Eke!!! That was the cry I heard last Friday afternoon from Fifi, my ex-Wall Street analyst turned domestic dominatrix. Not only does she rule over my household but she also has the task of shoring up my stock portfolios at the end of the day. Not that I expect her to do it–she just enjoys it. I think it’s her way of keeping up with the market and giving me a little break. (She does have her soft moments but she’ll never admit to them.)

From the sound of her cry you would have thought she was being attacked by a fifty foot rodent with a taste for French tarts, but it was something more sinister than that. She found major discrepancies in the end-of-day stock prices as quoted from my real-time charting program compared with what my online portfolio management program reported. She also found that what was given as the last trade on a real-time chart wasn’t what was reported as the final trade in the corresponding quote sheet where real-time profits and losses are calculated. I’ll outline one actual example that should give you a clearer picture of what I’m talking about.

As my faithful readers already know, last week I constructed two portfolios–one to track stocks that reported earnings on good news (a long portfolio) and the other to track those that reported earnings on bad news (a short portfolio). Comparing end-of-day data, Fifi found discrepancies among four of the five stocks in the good earnings portfolio.

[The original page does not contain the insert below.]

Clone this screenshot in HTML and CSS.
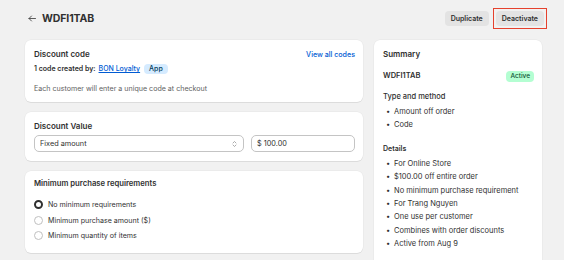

Hurco (HURC) in particular showed a major discrepancy. My charting program gave the last quote in its quote sheet as $47.90 while the portfolio management program gave $44.22, over an 8% discrepancy! Looking at the last trade of HURC on the chart, I saw that it was $44.38, certainly a lot closer to $44.22, but not even close to the quote sheet price. What went wrong and who was right?

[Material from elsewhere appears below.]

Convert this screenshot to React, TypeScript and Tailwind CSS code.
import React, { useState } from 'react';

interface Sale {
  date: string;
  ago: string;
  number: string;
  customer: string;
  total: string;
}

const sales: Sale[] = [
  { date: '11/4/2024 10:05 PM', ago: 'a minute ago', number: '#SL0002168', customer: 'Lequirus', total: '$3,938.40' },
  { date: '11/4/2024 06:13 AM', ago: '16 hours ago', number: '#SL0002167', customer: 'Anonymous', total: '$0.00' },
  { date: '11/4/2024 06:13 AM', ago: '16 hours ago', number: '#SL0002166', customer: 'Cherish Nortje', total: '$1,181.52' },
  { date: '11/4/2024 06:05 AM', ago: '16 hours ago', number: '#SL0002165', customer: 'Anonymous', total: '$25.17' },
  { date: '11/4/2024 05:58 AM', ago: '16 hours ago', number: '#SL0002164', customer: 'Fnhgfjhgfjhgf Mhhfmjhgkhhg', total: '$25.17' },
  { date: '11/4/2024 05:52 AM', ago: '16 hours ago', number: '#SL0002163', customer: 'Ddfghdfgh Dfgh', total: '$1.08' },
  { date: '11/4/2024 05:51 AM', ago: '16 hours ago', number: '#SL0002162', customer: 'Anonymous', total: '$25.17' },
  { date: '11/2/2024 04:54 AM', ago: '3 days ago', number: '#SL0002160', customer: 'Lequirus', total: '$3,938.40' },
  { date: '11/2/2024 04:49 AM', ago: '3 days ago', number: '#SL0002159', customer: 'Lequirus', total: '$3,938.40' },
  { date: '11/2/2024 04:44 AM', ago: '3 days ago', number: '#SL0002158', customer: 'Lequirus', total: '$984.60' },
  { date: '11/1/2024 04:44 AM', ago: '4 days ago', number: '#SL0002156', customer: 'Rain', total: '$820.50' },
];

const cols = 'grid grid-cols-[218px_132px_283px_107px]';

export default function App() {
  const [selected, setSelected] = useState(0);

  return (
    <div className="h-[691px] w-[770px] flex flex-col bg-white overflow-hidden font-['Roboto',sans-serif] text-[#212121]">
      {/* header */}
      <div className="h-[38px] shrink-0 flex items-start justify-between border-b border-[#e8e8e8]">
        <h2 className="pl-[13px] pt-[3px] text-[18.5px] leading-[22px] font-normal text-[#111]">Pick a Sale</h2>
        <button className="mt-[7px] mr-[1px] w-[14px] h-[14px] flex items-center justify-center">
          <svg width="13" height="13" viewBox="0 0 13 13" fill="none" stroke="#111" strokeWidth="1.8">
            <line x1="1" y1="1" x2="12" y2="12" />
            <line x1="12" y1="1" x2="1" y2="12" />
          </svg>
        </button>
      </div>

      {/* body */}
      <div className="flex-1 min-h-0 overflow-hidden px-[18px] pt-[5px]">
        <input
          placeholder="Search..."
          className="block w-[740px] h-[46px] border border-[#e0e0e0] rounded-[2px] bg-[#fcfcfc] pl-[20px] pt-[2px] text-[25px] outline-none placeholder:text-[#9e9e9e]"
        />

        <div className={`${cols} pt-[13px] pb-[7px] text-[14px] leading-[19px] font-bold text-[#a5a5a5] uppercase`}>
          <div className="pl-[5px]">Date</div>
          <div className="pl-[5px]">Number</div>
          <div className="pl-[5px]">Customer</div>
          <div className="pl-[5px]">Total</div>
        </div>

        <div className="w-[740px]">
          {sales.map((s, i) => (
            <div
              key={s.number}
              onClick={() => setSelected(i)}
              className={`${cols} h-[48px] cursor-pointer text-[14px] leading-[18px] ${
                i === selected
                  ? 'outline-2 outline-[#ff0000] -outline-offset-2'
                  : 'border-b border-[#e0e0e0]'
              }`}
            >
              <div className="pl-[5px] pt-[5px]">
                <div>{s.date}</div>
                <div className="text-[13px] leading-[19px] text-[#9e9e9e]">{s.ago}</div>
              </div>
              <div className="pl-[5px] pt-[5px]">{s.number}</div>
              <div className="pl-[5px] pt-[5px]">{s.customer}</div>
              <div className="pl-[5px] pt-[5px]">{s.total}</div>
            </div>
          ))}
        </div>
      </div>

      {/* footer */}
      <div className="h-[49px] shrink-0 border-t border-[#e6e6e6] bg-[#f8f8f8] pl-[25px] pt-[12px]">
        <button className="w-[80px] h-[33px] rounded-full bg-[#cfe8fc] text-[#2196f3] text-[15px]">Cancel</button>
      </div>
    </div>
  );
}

First I called the portfolio management software company. They said they receive their end-of-day data from a large brokerage firm. Checking with two other independent data sources (one being Yahoo! finance), they were able to confirm their numbers. Whew! At least I have confidence that my portfolio profit and loss numbers are being calculated correctly. Then I called my data service provider. They admitted the discrepancy between the quote sheet and the final trade on the chart and said “they would look into it.” As to why their end-of-day data doesn’t jibe with everyone elses’s, they said that I wasn’t running the latest version of their software (which just came out and which Dimitri forgot to install), so that could be the problem. I’ll know for sure tomorrow when I compare the two software versions.

I really hope my data provider resolves the problem between the chart and the quote sheet values because errors of this sort can have consequences as to what course of action one should take. In the case of HURC, the loss should have been 8.2% as opposed to the 0.5% loss given in the quote sheet. If I were an investor operating with tight stop/loss triggers and had I seen the correct number, I might have entered a sell order at today’s market open which would have spared me another 7% loss today.

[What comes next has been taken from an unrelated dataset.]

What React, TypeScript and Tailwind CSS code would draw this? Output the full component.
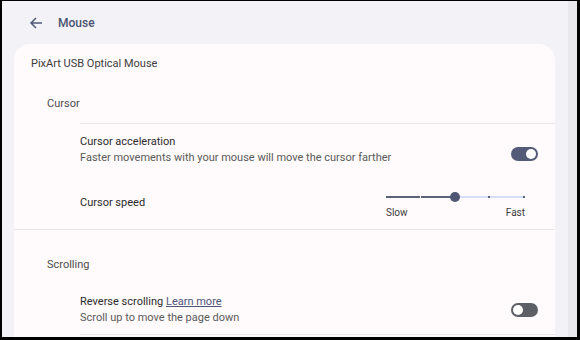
import React from "react";

function Toggle({ on }: { on: boolean }) {
  return (
    <div
      className={
        "relative w-[27px] h-[14px] rounded-full " +
        (on ? "bg-[#545b78]" : "bg-[#5d5f66]")
      }
    >
      <div
        className={
          "absolute top-[2px] w-[10px] h-[10px] rounded-full bg-white " +
          (on ? "right-[2px]" : "left-[2px]")
        }
      />
    </div>
  );
}

function Slider() {
  return (
    <div className="w-[139px] flex flex-col">
      <div className="relative h-[12px]">
        <div className="absolute left-0 right-0 top-[5px] h-[2px] bg-[#d3def6]" />
        <div className="absolute left-0 w-[69px] top-[5px] h-[2px] bg-[#5a6179]" />
        <div className="absolute left-[34px] top-[5px] w-[1px] h-[2px] bg-[#fffafb]" />
        <div className="absolute left-[102px] top-[5px] w-[2px] h-[2px] bg-[#5a6179]" />
        <div className="absolute left-[137px] top-[5px] w-[2px] h-[2px] bg-[#5a6179]" />
        <div className="absolute left-[64px] top-[1px] w-[10px] h-[10px] rounded-full bg-[#4f5673]" />
      </div>
      <div className="flex justify-between mt-[3px] text-[10px] leading-[14px] text-[#3c3c3c]">
        <span>Slow</span>
        <span>Fast</span>
      </div>
    </div>
  );
}

export default function App() {
  return (
    <div
      className="w-[580px] h-[340px] bg-black pt-[1px] pl-[2px] pr-[3px] pb-[3px]"
      style={{ fontFamily: "Roboto, 'Noto Sans', sans-serif" }}
    >
      <div className="flex h-full bg-[#f3f2f6] overflow-hidden">
        <div className="flex-1 flex flex-col min-w-0">
          <div className="h-[43px] flex items-center pl-[27px] shrink-0">
            <svg width="14" height="14" viewBox="0 0 14 14" className="mt-[1px]">
              <path
                d="M13 7H2M7 2L2 7l5 5"
                fill="none"
                stroke="#525a79"
                strokeWidth="1.5"
              />
            </svg>
            <span className="ml-[15px] mt-[1px] text-[12px] font-medium text-[#4b5270] leading-[20px]">
              Mouse
            </span>
          </div>
          <div className="flex-1 ml-[12px] mr-[13px] rounded-t-[16px] bg-[#fffafb] flex flex-col">
            <div className="pl-[17px] mt-[10px] text-[11px] leading-[20px] text-[#3d3d3d]">
              PixArt USB Optical Mouse
            </div>
            <div className="pl-[33px] mt-[20px] text-[11px] leading-[20px] text-[#4d4d4d]">
              Cursor
            </div>
            <div className="ml-[66px] mt-[9px] border-t border-[#ebe6e8]">
              <div className="flex items-center pt-[9px] h-[51px] pr-[17px]">
                <div className="flex-1 self-start">
                  <div className="text-[11px] leading-[17px] text-[#2b2b2b]">
                    Cursor acceleration
                  </div>
                  <div className="text-[11px] leading-[16px] text-[#5a5a5a]">
                    Faster movements with your mouse will move the cursor farther
                  </div>
                </div>
                <Toggle on />
              </div>
              <div className="flex items-start h-[54px] pr-[30px]">
                <div className="flex-1 mt-[19px] text-[11px] leading-[18px] text-[#2b2b2b]">
                  Cursor speed
                </div>
                <div className="mt-[16px]">
                  <Slider />
                </div>
              </div>
            </div>
            <div className="border-t border-[#ebe6e8]" />
            <div className="pl-[33px] mt-[25px] text-[11px] leading-[20px] text-[#4d4d4d]">
              Scrolling
            </div>
            <div className="ml-[66px] mt-[18px]">
              <div className="flex items-center pr-[17px]">
                <div className="flex-1">
                  <div className="text-[11px] leading-[17px] text-[#2b2b2b]">
                    Reverse scrolling{" "}
                    <span className="text-[#4d5578] underline">Learn more</span>
                  </div>
                  <div className="text-[11px] leading-[16px] text-[#5a5a5a]">
                    Scroll up to move the page down
                  </div>
                </div>
                <Toggle on={false} />
              </div>
              <div className="mt-[8px] border-t border-[#ebe6e8]" />
            </div>
          </div>
        </div>
        <div className="w-[9px] bg-[#e9e8ed] shrink-0" />
      </div>
    </div>
  );
}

Bottom Line: What does this seemingly trivial error mean to you? It means that even software that has been around for many years and used by perhaps hundreds of thousands of users can still have errors–errors that could potentially be detrimental to the value of your portfolio. Although it’s a pain in the keister, you might want to periodically check the price of your holdings against an outside data source, especially if you’re trading intraday.

Earnings Portfolios Update: Today our Good News portfolio is down 4.5% since Thursday with Hurco being the biggest loser, dropping a total of 13%. The Bad News Bears are triumphing with a 17% overall gain. ABH and RHD have been dropping faster than Jimmy Hoffa’s body in the East River, gaining a total of more than 28% and 34% respectively.

I just hope I can trust these numbers!